The demand for property – and for returns on investment – has in turn sparked a visible wave of investment and gentrification of inner-city neighbourhoods.

Bundesbank executive board member Andreas Dombret said in a recent interview that "one cannot talk of a property bubble" in Germany, but he said the central bank was watching closely, and with concern, the effect of cheap money on urban property markets that have already seen an average 20 per cent jump in prices in just three years.

Charles Kingston, head of property consultancy Refire, says the spike is visible in Berlin and in a sweeping curve from Hamburg in the northwest, through the prosperous western Rhine-Ruhr cities such as Cologne and Düsseldorf, and down to Munich in the south.


Micromarkets
"There is a danger of overheating in micromarkets such as Berlin where people are noticing their peppercorn rents soaring and are being squeezed out of their neighbourhoods as a result," he said, adding that city prices are decoupling from the rest of the market.

“An hour east of Frankfurt you can find a very livable house with land and a barn for €30,000. Even the grannies are fleeing the land for the cities.”

So will the political promise of a rent cap solve the problem?

While tenants’ associations welcome the move, property analysts fear it is a sticking-plaster solution that could eventually exacerbate the problem’s underlying cause: a chronic housing shortage in urban areas.

A decade ago, faced with a declining population and tight public finances, many German cities sold off their social housing stock and abolished many tax breaks on housing, particularly in the affordable sector.

As a result, developers moved into the higher-margin mid- and luxury housing markets with little being built in the affordable segment.
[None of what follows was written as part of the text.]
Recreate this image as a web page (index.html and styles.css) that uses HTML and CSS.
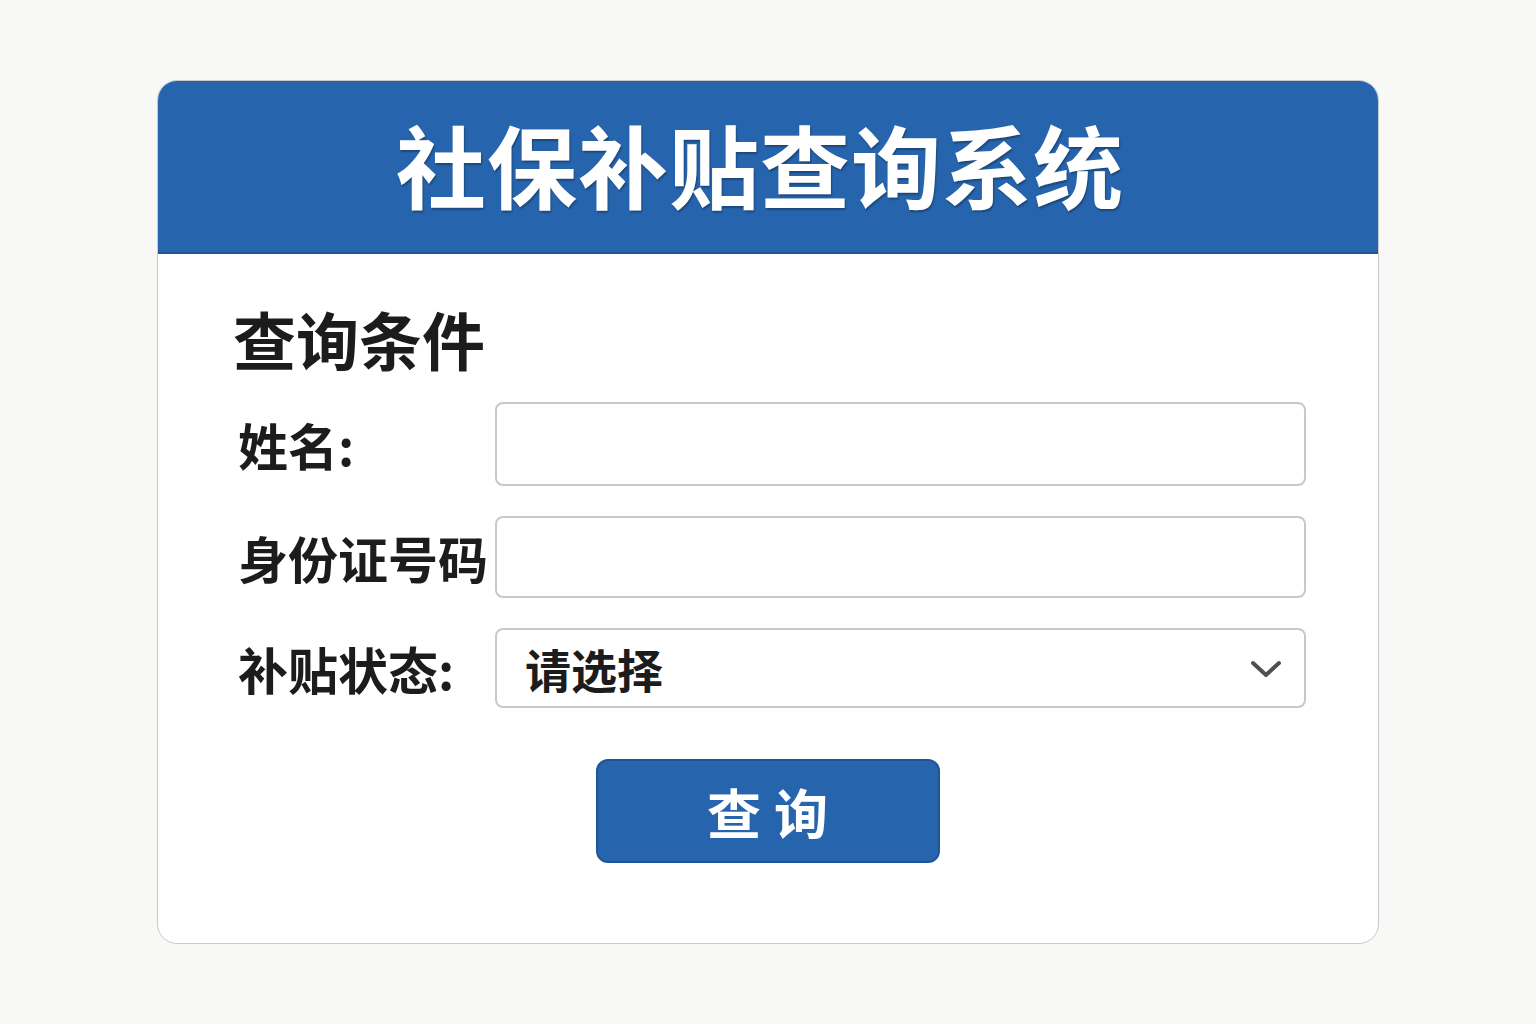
FILE: index.html
```html
<!DOCTYPE html>
<html lang="zh-CN">
<head>
    <meta charset="UTF-8">
    <meta name="viewport" content="width=device-width, initial-scale=1.0">
    <title>社保补贴查询系统</title>
    <link rel="stylesheet" href="styles.css">
</head>
<body>
    <div class="card">
        <div class="card-header">
            <h1>社保补贴查询系统</h1>
        </div>
        <div class="card-body">
            <h2>查询条件</h2>
            <form class="query-form" onsubmit="return false;">
                <label for="nameInput">姓名:</label>
                <input type="text" id="nameInput" class="field field-name">

                <label for="idInput">身份证号码</label>
                <input type="text" id="idInput" class="field">

                <label for="statusSelect">补贴状态:</label>
                <div class="select-wrap">
                    <select id="statusSelect" class="field">
                        <option value="">请选择</option>
                        <option value="1">已发放</option>
                        <option value="2">未发放</option>
                        <option value="3">审核中</option>
                    </select>
                    <svg class="chevron" width="32" height="20" viewBox="0 0 32 20">
                        <path d="M3 3 L16 15 L29 3" fill="none" stroke="#505050" stroke-width="4" stroke-linecap="round" stroke-linejoin="round"/>
                    </svg>
                </div>

                <div class="actions">
                    <button type="submit">查询</button>
                </div>
            </form>
        </div>
    </div>
</body>
</html>
```

FILE: styles.css
```css
body {
    margin: 0;
    background: #f8f8f6;
    font-family: "Noto Sans CJK SC", "Noto Sans", sans-serif;
    color: #1c1c1c;
}
.card {
    width: 1222px;
    box-sizing: border-box;
    margin: 80px auto 0;
    background: #fff;
    border: 1px solid #c9c9c9;
    border-radius: 20px;
    overflow: hidden;
}
.card-header {
    height: 173px;
    box-sizing: border-box;
    padding-bottom: 8px;
    background: #2665ae;
    border-bottom: 2px solid #1f5597;
    display: flex;
    align-items: center;
    justify-content: center;
}
.card-header h1 {
    margin: 0 16px 0 0;
    color: #fff;
    font-size: 90px;
    font-weight: 700;
    line-height: 1;
    letter-spacing: 1px;
    text-shadow: 1px 2px 2px rgba(0, 0, 0, 0.3);
}
.card-body {
    padding: 48px 72px 80px 75px;
}
.card-body h2 {
    margin: 0 0 28px;
    font-size: 63px;
    font-weight: 700;
    line-height: 72px;
}
.query-form {
    display: grid;
    grid-template-columns: 262px 1fr;
    row-gap: 30px;
    align-items: center;
}
.query-form label {
    font-size: 50px;
    font-weight: 600;
    line-height: 1;
    white-space: nowrap;
    padding-left: 5px;
}
.field {
    width: 100%;
    height: 82px;
    box-sizing: border-box;
    border: 2px solid #c8c8c8;
    border-radius: 8px;
    background: #fff;
    font-family: inherit;
    font-size: 46px;
    color: #1c1c1c;
    padding: 0 28px;
    outline: none;
}
.field-name {
    height: 84px;
}
.select-wrap {
    position: relative;
}
.select-wrap select {
    appearance: none;
    -webkit-appearance: none;
    height: 80px;
    font-weight: 600;
}
.chevron {
    position: absolute;
    right: 24px;
    top: 32px;
    pointer-events: none;
}
.actions {
    grid-column: 1 / -1;
    display: flex;
    justify-content: center;
    margin-top: 21px;
    padding-right: 4px;
}
.actions button {
    width: 344px;
    height: 104px;
    background: #2665ae;
    border: 2px solid #1f5597;
    border-radius: 12px;
    color: #fff;
    font-family: inherit;
    font-size: 54px;
    font-weight: 700;
    letter-spacing: 13px;
    text-indent: 13px;
    cursor: pointer;
}
```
With an estimated shortage of 250,000 homes it is precisely here, according to the German Tenants’ Association, that young families, pensioners and low-income earners are feeling the squeeze.

Additional pressures from the land flight and a palpable rise of inward migration from southern European crisis countries means that, according to the tenants’ association, Germany faces a shortage of a million homes in a decade’s time.

"To cover the demand, affordable housing has to be retained and new stock built," tenant's association director Lukas Siebenkotten said.

In an otherwise bland federal election campaign, Germany’s parties are outdoing each other with political promises on housing, in recognition that this hot-button issue could easily tip the scales when voters go to the polls on September 22nd.